Please list all lines of the material below in which the string "page" occurs.
——————
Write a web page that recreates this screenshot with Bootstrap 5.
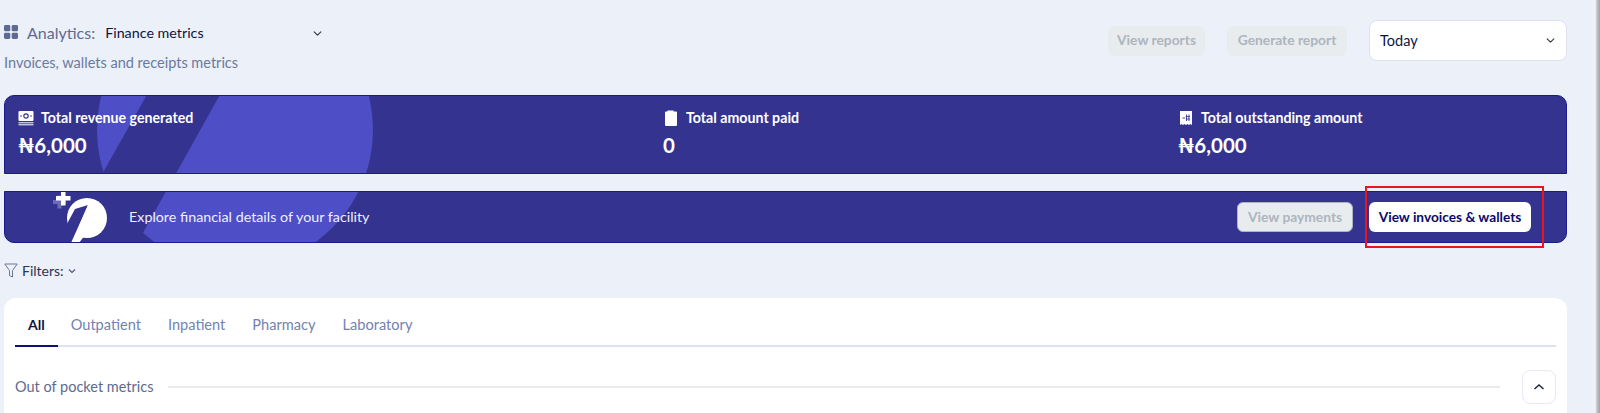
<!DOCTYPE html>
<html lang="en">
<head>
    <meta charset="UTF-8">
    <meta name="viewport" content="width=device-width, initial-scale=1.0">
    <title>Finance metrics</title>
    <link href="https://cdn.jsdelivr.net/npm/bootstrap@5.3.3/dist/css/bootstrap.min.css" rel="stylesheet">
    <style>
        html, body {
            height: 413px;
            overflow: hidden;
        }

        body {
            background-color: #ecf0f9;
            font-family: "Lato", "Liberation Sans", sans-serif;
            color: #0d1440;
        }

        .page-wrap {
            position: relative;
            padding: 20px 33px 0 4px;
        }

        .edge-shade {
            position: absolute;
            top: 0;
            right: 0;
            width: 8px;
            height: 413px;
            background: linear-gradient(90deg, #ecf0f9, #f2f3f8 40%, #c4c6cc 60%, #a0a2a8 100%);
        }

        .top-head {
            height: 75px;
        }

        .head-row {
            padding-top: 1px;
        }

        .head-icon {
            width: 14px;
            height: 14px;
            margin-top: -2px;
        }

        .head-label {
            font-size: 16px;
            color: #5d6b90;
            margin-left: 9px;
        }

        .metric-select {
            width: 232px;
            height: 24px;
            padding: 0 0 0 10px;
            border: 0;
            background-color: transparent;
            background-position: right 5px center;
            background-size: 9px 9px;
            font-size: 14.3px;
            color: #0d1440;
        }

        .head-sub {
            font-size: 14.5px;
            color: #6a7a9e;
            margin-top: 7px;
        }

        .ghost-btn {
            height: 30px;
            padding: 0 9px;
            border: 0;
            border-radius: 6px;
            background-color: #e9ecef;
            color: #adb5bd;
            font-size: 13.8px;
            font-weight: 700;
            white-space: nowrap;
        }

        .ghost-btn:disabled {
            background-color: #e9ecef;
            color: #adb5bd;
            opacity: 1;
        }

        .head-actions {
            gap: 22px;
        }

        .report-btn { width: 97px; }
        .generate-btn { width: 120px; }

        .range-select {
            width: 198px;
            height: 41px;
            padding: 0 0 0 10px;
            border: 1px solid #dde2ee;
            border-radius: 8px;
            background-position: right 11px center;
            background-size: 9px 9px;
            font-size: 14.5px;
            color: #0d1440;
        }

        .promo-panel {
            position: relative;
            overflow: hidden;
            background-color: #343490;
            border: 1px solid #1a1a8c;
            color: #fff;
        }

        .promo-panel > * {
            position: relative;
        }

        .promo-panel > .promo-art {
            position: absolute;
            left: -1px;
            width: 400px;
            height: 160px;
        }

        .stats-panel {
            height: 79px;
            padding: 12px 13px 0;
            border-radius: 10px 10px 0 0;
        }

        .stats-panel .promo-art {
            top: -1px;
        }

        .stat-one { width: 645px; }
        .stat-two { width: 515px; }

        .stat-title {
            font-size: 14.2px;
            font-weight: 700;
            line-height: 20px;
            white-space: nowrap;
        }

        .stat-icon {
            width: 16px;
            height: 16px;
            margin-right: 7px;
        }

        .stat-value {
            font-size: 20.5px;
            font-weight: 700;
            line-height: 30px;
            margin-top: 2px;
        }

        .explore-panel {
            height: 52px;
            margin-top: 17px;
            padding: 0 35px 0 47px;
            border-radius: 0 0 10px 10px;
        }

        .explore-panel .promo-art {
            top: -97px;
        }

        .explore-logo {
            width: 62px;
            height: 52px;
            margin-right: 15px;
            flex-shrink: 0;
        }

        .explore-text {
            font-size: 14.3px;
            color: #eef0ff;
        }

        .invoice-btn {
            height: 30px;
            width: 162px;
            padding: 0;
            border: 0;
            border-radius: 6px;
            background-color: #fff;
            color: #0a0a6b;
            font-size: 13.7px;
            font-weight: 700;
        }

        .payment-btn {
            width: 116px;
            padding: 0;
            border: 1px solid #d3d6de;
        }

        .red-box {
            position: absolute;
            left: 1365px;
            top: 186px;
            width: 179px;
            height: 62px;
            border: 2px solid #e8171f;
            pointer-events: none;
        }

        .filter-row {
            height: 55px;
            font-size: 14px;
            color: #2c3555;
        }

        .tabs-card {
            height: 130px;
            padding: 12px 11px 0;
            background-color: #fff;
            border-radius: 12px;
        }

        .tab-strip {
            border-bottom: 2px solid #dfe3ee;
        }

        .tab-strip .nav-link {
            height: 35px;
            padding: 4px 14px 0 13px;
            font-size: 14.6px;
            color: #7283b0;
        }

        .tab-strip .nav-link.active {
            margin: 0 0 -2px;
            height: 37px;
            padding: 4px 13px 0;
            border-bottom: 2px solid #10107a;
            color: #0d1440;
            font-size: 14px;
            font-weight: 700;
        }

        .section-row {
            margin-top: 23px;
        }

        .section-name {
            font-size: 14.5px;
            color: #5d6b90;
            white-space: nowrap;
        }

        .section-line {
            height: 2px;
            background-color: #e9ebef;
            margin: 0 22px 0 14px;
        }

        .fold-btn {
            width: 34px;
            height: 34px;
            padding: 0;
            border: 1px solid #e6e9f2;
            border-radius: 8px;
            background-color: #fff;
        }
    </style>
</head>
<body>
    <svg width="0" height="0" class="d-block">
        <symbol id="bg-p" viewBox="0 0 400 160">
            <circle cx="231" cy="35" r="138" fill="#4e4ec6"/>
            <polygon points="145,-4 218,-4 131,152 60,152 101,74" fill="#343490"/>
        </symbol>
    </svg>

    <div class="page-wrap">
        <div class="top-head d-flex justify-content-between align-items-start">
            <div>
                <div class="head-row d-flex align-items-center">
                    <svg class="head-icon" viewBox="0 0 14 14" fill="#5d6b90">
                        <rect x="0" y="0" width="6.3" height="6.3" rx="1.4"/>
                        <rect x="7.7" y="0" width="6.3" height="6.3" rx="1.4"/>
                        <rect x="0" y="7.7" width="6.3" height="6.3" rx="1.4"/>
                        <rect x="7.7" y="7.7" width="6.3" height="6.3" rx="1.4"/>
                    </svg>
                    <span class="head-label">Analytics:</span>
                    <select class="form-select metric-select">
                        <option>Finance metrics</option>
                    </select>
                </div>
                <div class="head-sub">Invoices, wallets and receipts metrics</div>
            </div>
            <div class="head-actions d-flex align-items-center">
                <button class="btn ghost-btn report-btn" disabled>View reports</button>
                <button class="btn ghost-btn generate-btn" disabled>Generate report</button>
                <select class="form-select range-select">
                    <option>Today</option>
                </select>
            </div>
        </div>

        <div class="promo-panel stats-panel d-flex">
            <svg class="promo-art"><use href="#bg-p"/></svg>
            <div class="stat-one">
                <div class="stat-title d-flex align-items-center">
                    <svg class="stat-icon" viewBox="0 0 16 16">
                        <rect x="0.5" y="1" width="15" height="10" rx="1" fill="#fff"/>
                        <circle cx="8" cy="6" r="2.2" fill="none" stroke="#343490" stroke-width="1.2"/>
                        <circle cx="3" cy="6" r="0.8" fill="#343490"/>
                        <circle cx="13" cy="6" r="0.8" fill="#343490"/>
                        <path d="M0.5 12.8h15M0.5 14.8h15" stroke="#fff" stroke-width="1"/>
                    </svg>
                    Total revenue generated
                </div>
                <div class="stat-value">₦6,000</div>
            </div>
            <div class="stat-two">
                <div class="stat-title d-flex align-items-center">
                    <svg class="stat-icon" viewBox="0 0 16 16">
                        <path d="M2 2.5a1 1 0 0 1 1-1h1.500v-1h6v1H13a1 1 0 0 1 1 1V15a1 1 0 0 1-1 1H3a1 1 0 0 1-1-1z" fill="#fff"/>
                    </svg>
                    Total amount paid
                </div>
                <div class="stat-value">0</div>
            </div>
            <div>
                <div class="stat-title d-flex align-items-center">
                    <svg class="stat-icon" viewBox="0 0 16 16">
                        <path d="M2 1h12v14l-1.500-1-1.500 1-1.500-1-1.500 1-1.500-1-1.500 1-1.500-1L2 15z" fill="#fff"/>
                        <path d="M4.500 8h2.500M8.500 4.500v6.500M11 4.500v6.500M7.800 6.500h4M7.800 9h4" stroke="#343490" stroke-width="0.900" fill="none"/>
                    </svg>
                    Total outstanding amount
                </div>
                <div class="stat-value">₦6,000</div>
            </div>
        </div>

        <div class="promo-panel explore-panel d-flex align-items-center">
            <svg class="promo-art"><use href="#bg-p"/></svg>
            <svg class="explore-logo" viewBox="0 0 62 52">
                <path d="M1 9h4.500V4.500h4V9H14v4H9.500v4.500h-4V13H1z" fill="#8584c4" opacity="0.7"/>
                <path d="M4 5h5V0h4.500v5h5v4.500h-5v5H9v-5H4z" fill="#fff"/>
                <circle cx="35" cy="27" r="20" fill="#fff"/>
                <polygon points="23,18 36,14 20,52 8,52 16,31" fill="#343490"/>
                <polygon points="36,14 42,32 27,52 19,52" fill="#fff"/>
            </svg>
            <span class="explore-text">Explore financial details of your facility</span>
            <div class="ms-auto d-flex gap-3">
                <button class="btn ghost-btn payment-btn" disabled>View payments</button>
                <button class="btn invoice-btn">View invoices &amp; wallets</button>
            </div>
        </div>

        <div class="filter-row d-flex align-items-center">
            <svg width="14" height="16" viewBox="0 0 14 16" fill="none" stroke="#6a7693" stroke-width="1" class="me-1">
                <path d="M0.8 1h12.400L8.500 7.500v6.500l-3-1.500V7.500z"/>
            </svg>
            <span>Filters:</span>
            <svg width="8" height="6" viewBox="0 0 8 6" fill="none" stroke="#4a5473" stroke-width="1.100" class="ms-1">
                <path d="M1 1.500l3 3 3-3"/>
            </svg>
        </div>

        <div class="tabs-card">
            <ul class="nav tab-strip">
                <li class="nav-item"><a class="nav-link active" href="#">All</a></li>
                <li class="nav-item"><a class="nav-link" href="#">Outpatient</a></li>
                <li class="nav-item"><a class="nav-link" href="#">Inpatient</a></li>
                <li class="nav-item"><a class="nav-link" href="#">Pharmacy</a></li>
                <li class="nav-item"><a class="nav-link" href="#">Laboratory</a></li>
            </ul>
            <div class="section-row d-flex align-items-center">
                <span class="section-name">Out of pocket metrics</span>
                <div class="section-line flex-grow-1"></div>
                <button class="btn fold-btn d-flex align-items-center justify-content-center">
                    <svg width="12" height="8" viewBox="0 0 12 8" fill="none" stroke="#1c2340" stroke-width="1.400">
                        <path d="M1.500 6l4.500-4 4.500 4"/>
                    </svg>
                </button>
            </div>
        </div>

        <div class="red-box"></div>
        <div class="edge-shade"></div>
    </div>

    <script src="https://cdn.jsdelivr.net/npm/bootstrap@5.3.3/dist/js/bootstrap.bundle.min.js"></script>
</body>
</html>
——————
:: Output for this task ::
Write a web page that recreates this screenshot with Bootstrap 5.
        .page-wrap {
    <div class="page-wrap">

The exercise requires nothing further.